┌──

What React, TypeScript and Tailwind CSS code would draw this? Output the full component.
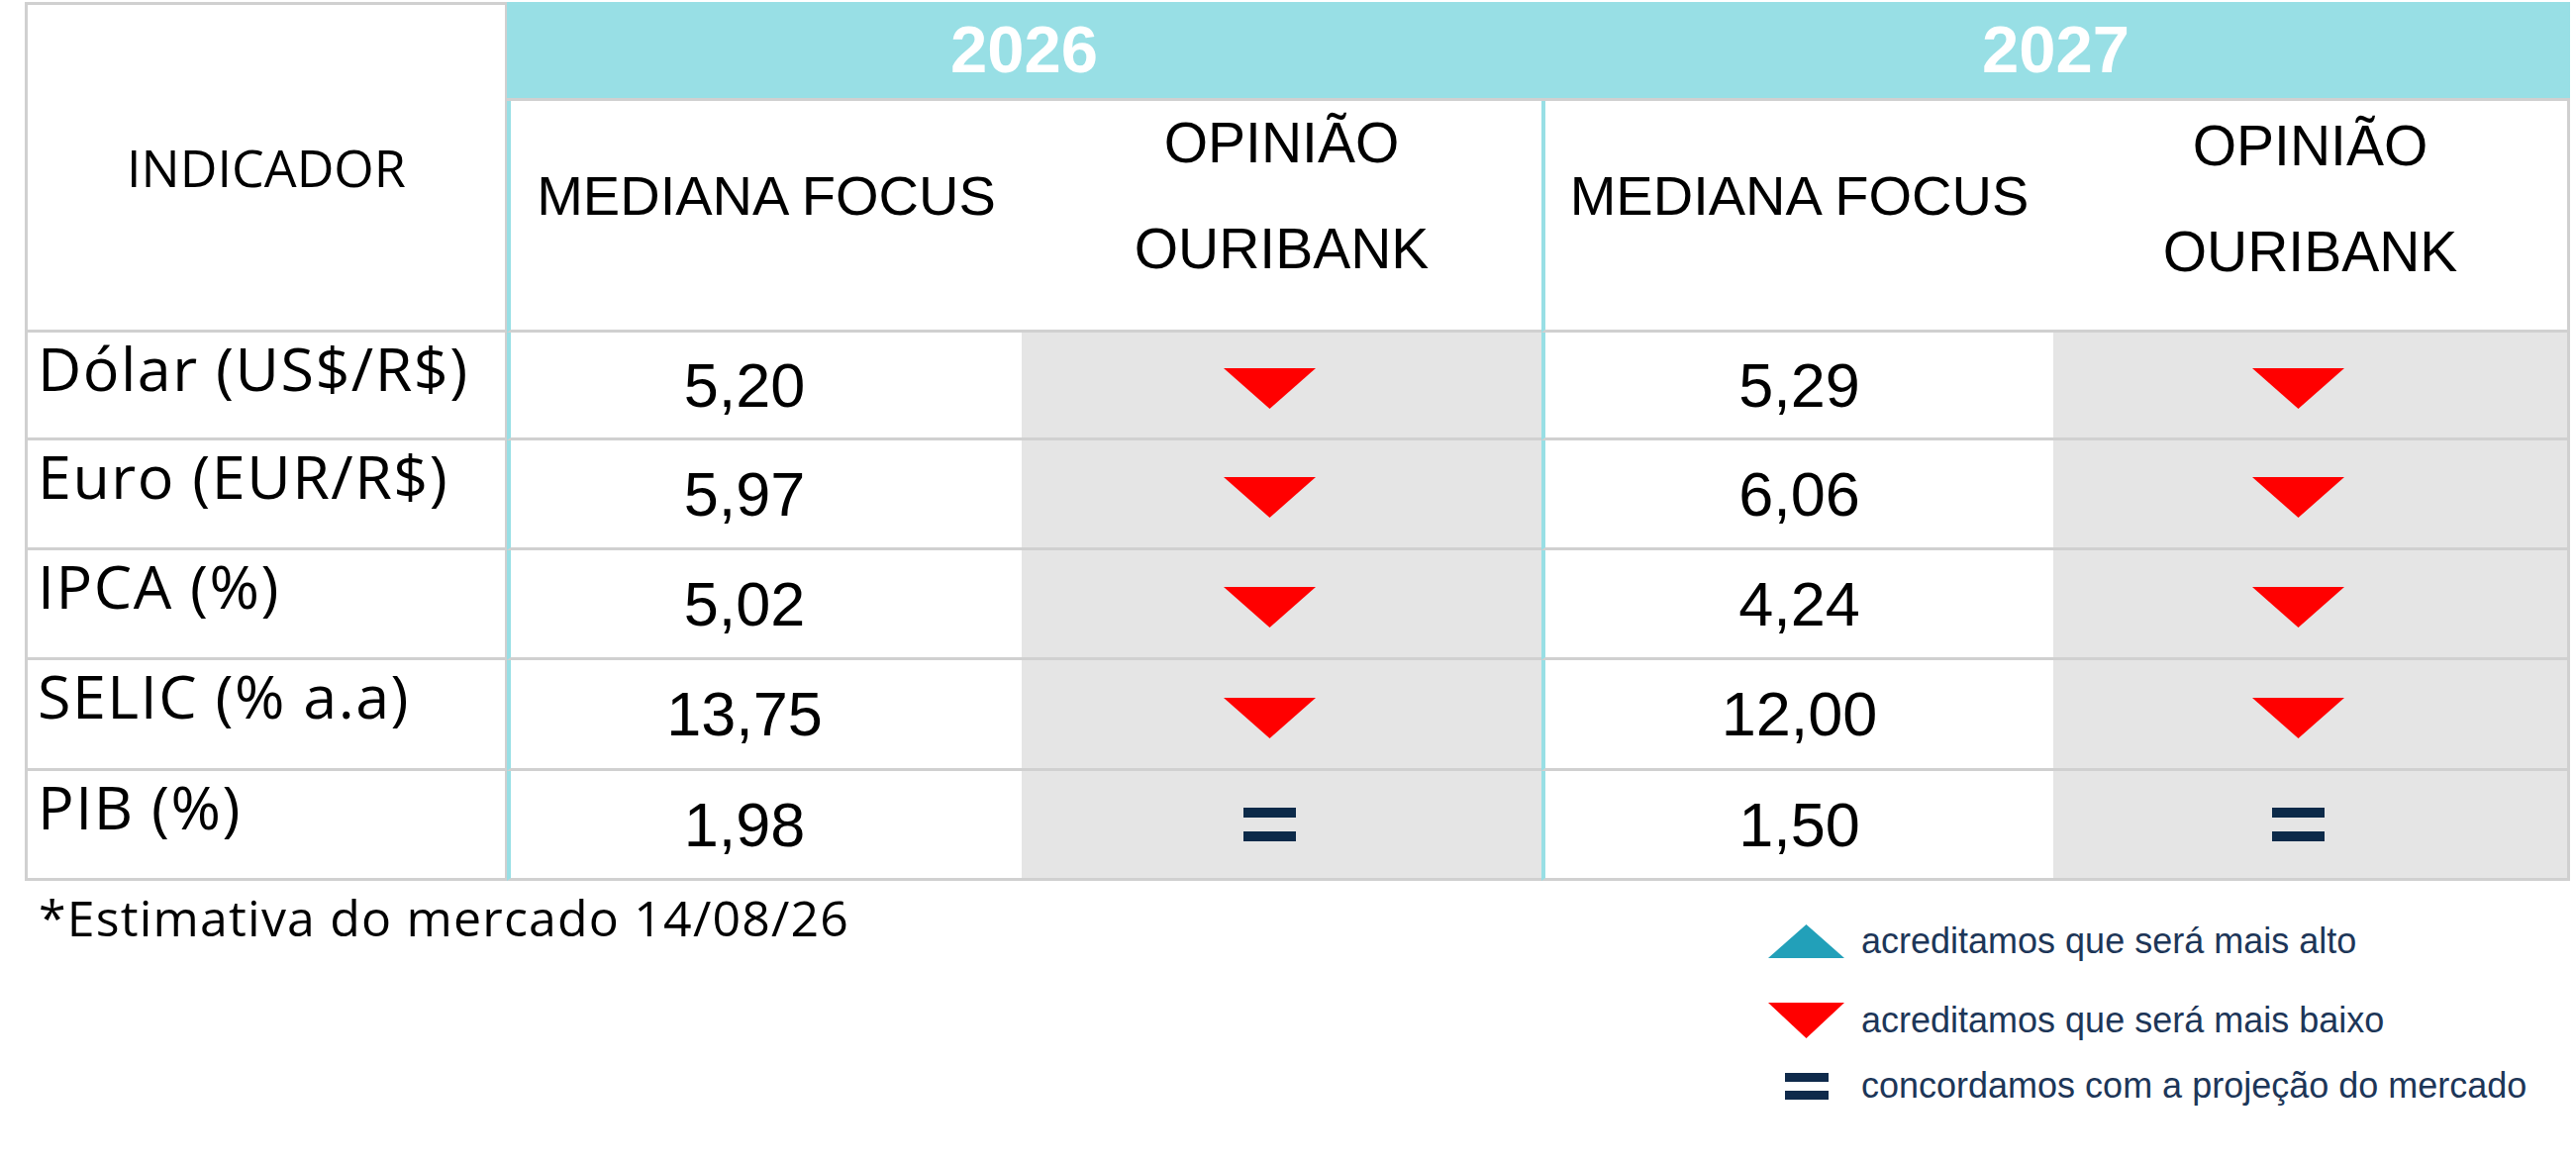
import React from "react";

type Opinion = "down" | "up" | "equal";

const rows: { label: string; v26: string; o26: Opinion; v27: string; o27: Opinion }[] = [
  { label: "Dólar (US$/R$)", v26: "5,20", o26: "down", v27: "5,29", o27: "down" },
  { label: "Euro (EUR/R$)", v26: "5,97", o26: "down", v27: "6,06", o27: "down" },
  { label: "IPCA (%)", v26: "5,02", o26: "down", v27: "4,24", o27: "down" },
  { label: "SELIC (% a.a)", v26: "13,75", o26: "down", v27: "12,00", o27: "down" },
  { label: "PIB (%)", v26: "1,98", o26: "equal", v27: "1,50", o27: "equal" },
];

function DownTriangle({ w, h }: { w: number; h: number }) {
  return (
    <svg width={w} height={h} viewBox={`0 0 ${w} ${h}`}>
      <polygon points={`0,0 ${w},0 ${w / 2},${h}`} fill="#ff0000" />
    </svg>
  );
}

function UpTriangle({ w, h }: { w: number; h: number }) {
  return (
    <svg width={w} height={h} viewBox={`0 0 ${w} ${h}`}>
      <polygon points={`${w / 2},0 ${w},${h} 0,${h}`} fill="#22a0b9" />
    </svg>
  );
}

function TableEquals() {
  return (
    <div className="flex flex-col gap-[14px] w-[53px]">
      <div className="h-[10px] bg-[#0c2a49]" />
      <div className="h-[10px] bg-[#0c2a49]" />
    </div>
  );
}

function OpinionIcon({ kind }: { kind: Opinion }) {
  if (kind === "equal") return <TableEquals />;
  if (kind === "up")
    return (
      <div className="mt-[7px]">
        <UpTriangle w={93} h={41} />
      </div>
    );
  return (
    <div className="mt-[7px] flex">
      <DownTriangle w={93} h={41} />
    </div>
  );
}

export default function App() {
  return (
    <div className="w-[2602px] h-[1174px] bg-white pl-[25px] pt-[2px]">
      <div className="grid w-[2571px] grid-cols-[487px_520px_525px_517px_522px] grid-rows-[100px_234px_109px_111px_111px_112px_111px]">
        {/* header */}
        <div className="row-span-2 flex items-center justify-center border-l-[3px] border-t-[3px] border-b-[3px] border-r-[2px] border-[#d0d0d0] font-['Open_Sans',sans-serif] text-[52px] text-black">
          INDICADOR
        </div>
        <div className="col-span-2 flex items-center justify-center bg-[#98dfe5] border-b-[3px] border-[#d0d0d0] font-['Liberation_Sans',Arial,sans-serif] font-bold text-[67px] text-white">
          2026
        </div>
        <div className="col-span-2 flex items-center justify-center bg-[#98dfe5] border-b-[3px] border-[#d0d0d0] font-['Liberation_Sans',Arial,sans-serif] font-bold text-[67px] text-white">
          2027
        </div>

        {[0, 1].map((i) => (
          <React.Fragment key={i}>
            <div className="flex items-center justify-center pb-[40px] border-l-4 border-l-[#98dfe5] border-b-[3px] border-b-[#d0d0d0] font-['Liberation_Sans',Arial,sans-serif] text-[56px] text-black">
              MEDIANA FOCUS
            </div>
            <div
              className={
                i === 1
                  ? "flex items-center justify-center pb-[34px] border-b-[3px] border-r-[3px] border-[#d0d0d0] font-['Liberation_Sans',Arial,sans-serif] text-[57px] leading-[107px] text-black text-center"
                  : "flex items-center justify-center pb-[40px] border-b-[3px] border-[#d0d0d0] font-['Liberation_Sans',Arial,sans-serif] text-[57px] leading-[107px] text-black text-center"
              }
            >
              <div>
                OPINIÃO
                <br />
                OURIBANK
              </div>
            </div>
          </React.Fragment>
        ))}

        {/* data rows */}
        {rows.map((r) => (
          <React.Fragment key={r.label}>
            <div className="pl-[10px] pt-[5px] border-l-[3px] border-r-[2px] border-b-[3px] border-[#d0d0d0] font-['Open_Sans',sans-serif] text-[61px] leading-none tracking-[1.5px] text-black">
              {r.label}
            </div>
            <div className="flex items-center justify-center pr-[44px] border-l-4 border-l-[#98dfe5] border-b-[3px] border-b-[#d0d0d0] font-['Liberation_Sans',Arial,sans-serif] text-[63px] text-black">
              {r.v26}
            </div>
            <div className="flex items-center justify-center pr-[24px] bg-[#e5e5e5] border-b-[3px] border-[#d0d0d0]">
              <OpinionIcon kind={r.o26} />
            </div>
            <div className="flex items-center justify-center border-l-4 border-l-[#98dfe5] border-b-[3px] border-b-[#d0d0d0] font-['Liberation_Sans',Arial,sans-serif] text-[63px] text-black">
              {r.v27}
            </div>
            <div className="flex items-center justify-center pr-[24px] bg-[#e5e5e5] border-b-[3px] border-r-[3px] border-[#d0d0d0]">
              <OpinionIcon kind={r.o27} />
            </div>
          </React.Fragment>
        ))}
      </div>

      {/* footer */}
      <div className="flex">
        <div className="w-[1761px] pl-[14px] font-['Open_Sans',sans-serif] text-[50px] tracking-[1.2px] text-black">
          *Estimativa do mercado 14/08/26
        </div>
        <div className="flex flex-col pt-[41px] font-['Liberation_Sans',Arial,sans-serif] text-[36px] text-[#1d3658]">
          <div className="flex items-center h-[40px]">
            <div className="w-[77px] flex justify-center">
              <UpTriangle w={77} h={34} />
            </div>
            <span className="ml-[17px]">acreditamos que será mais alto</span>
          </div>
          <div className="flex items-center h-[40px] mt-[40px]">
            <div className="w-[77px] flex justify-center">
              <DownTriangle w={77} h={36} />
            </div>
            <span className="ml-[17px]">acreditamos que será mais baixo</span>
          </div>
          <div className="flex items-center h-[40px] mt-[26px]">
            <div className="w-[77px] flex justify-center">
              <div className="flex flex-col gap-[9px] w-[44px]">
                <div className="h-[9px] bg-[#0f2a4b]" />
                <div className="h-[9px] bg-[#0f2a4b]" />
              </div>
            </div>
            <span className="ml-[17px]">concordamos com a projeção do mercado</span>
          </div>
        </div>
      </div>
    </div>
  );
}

└──

• _YOUR OBJECTIVE_:
Copy each line above precisely, dropping the pictures.

• _TASK RESPONSE_:
What React, TypeScript and Tailwind CSS code would draw this? Output the full component.
import React from "react";

type Opinion = "down" | "up" | "equal";

const rows: { label: string; v26: string; o26: Opinion; v27: string; o27: Opinion }[] = [
  { label: "Dólar (US$/R$)", v26: "5,20", o26: "down", v27: "5,29", o27: "down" },
  { label: "Euro (EUR/R$)", v26: "5,97", o26: "down", v27: "6,06", o27: "down" },
  { label: "IPCA (%)", v26: "5,02", o26: "down", v27: "4,24", o27: "down" },
  { label: "SELIC (% a.a)", v26: "13,75", o26: "down", v27: "12,00", o27: "down" },
  { label: "PIB (%)", v26: "1,98", o26: "equal", v27: "1,50", o27: "equal" },
];

function DownTriangle({ w, h }: { w: number; h: number }) {
  return (
    <svg width={w} height={h} viewBox={`0 0 ${w} ${h}`}>
      <polygon points={`0,0 ${w},0 ${w / 2},${h}`} fill="#ff0000" />
    </svg>
  );
}

function UpTriangle({ w, h }: { w: number; h: number }) {
  return (
    <svg width={w} height={h} viewBox={`0 0 ${w} ${h}`}>
      <polygon points={`${w / 2},0 ${w},${h} 0,${h}`} fill="#22a0b9" />
    </svg>
  );
}

function TableEquals() {
  return (
    <div className="flex flex-col gap-[14px] w-[53px]">
      <div className="h-[10px] bg-[#0c2a49]" />
      <div className="h-[10px] bg-[#0c2a49]" />
    </div>
  );
}

function OpinionIcon({ kind }: { kind: Opinion }) {
  if (kind === "equal") return <TableEquals />;
  if (kind === "up")
    return (
      <div className="mt-[7px]">
        <UpTriangle w={93} h={41} />
      </div>
    );
  return (
    <div className="mt-[7px] flex">
      <DownTriangle w={93} h={41} />
    </div>
  );
}

export default function App() {
  return (
    <div className="w-[2602px] h-[1174px] bg-white pl-[25px] pt-[2px]">
      <div className="grid w-[2571px] grid-cols-[487px_520px_525px_517px_522px] grid-rows-[100px_234px_109px_111px_111px_112px_111px]">
        {/* header */}
        <div className="row-span-2 flex items-center justify-center border-l-[3px] border-t-[3px] border-b-[3px] border-r-[2px] border-[#d0d0d0] font-['Open_Sans',sans-serif] text-[52px] text-black">
          INDICADOR
        </div>
        <div className="col-span-2 flex items-center justify-center bg-[#98dfe5] border-b-[3px] border-[#d0d0d0] font-['Liberation_Sans',Arial,sans-serif] font-bold text-[67px] text-white">
          2026
        </div>
        <div className="col-span-2 flex items-center justify-center bg-[#98dfe5] border-b-[3px] border-[#d0d0d0] font-['Liberation_Sans',Arial,sans-serif] font-bold text-[67px] text-white">
          2027
        </div>

        {[0, 1].map((i) => (
          <React.Fragment key={i}>
            <div className="flex items-center justify-center pb-[40px] border-l-4 border-l-[#98dfe5] border-b-[3px] border-b-[#d0d0d0] font-['Liberation_Sans',Arial,sans-serif] text-[56px] text-black">
              MEDIANA FOCUS
            </div>
            <div
              className={
                i === 1
                  ? "flex items-center justify-center pb-[34px] border-b-[3px] border-r-[3px] border-[#d0d0d0] font-['Liberation_Sans',Arial,sans-serif] text-[57px] leading-[107px] text-black text-center"
                  : "flex items-center justify-center pb-[40px] border-b-[3px] border-[#d0d0d0] font-['Liberation_Sans',Arial,sans-serif] text-[57px] leading-[107px] text-black text-center"
              }
            >
              <div>
                OPINIÃO
                <br />
                OURIBANK
              </div>
            </div>
          </React.Fragment>
        ))}

        {/* data rows */}
        {rows.map((r) => (
          <React.Fragment key={r.label}>
            <div className="pl-[10px] pt-[5px] border-l-[3px] border-r-[2px] border-b-[3px] border-[#d0d0d0] font-['Open_Sans',sans-serif] text-[61px] leading-none tracking-[1.5px] text-black">
              {r.label}
            </div>
            <div className="flex items-center justify-center pr-[44px] border-l-4 border-l-[#98dfe5] border-b-[3px] border-b-[#d0d0d0] font-['Liberation_Sans',Arial,sans-serif] text-[63px] text-black">
              {r.v26}
            </div>
            <div className="flex items-center justify-center pr-[24px] bg-[#e5e5e5] border-b-[3px] border-[#d0d0d0]">
              <OpinionIcon kind={r.o26} />
            </div>
            <div className="flex items-center justify-center border-l-4 border-l-[#98dfe5] border-b-[3px] border-b-[#d0d0d0] font-['Liberation_Sans',Arial,sans-serif] text-[63px] text-black">
              {r.v27}
            </div>
            <div className="flex items-center justify-center pr-[24px] bg-[#e5e5e5] border-b-[3px] border-r-[3px] border-[#d0d0d0]">
              <OpinionIcon kind={r.o27} />
            </div>
          </React.Fragment>
        ))}
      </div>

      {/* footer */}
      <div className="flex">
        <div className="w-[1761px] pl-[14px] font-['Open_Sans',sans-serif] text-[50px] tracking-[1.2px] text-black">
          *Estimativa do mercado 14/08/26
        </div>
        <div className="flex flex-col pt-[41px] font-['Liberation_Sans',Arial,sans-serif] text-[36px] text-[#1d3658]">
          <div className="flex items-center h-[40px]">
            <div className="w-[77px] flex justify-center">
              <UpTriangle w={77} h={34} />
            </div>
            <span className="ml-[17px]">acreditamos que será mais alto</span>
          </div>
          <div className="flex items-center h-[40px] mt-[40px]">
            <div className="w-[77px] flex justify-center">
              <DownTriangle w={77} h={36} />
            </div>
            <span className="ml-[17px]">acreditamos que será mais baixo</span>
          </div>
          <div className="flex items-center h-[40px] mt-[26px]">
            <div className="w-[77px] flex justify-center">
              <div className="flex flex-col gap-[9px] w-[44px]">
                <div className="h-[9px] bg-[#0f2a4b]" />
                <div className="h-[9px] bg-[#0f2a4b]" />
              </div>
            </div>
            <span className="ml-[17px]">concordamos com a projeção do mercado</span>
          </div>
        </div>
      </div>
    </div>
  );
}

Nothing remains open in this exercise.